Moulinet, Col de Turini & Col de Braus

October 31, 2020

Distance: 73 kilometers (45 miles)
Time: About 4 to 5 hours depending on your pace
Departure: l’Escarène
Difficulty: Difficult (long with lots of climbing)
Elevation Gain: 2,001 meters (6,565 feet)
73 Villages by Bike Challenge: 1 village

This is one hell of a ride! The Col de Turini is one of those unique mountain passes that has three approaches. Most of the cols have only two, you go up one side and down the other. The Col de Turini has an approach from Sospel on the east side, one from Lantosque (via La Bollène-Vésubie) on the west side and one from l’Escarène on the south side. I think the Lantosque climb is probably the most famous (it was used in the Tour de France this year), but the southern climb from l’Escarène is the longest at 27 kilometers.
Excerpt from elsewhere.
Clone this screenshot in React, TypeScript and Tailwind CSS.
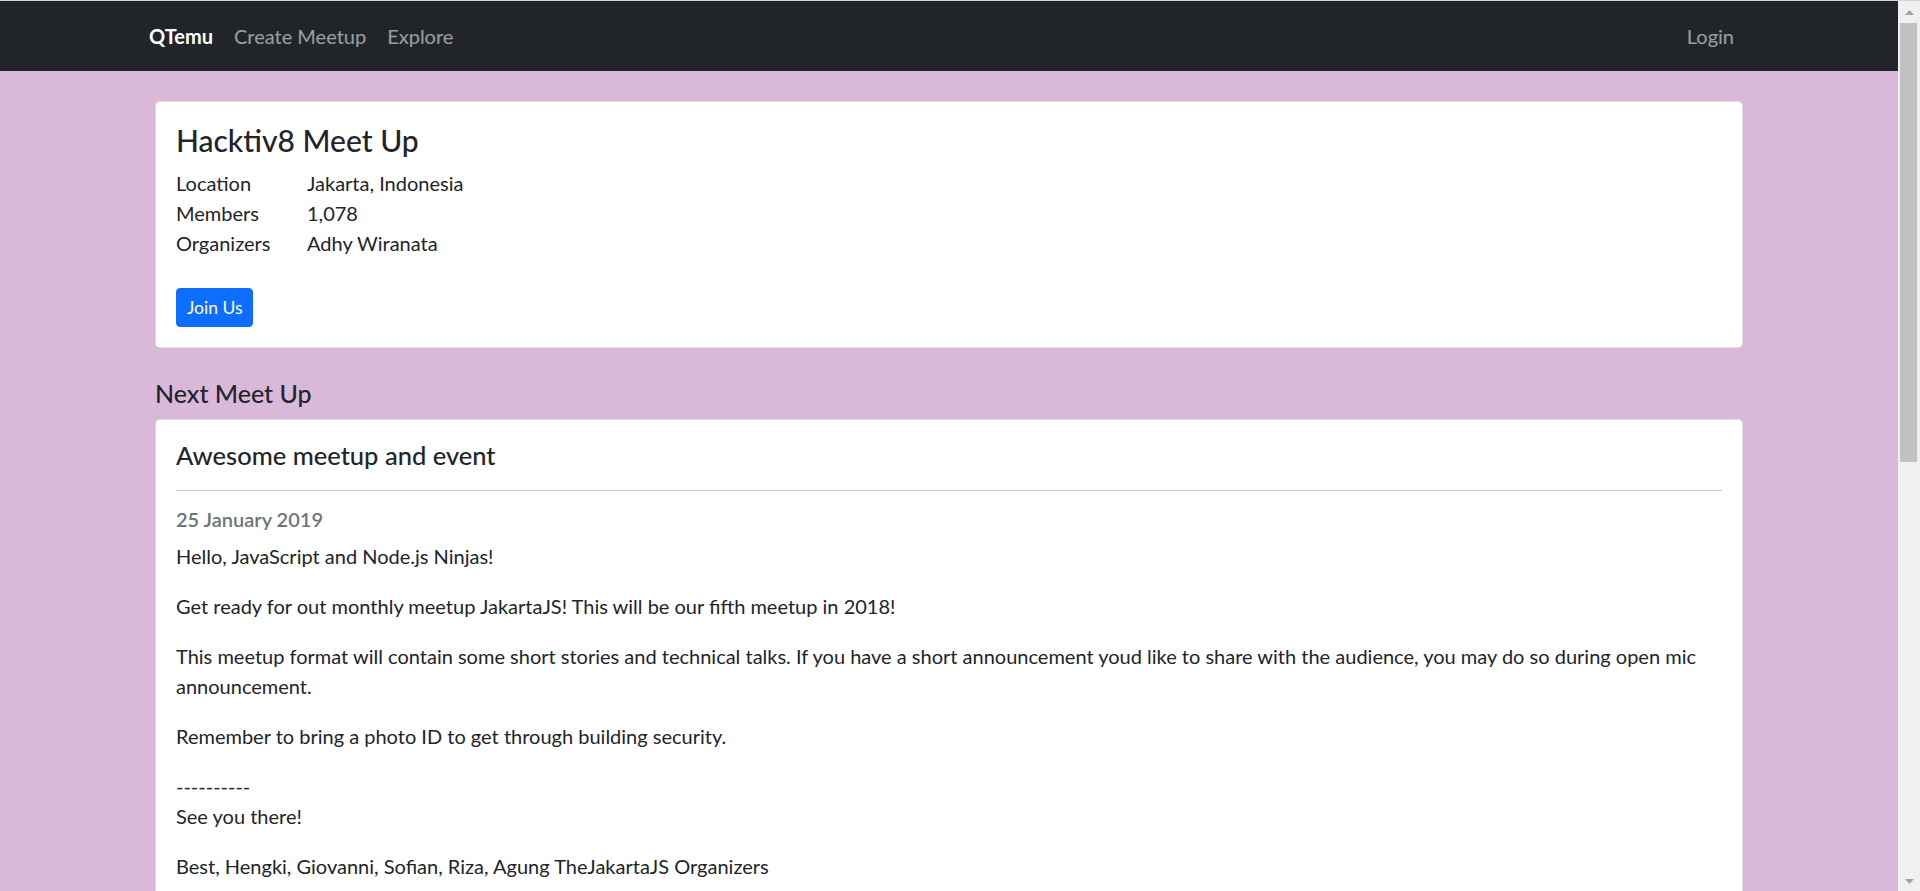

I still had one more village in the Le Roya area to visit (as part of my 73 Villages by Bike challenge), Moulinet, but I also needed to connect a previous ride through l’Escarène with Sospel, so I decided on this route. Start in l’Escarène, climb the Col de Turini, head down on the eastern side into Sospel and then climb the Col de Braus to return to l’Escarène. It’s not that long, but it’s probably the most climbing I’ve done in one ride in several years. It made for a long day, but a very rewarding one to be sure.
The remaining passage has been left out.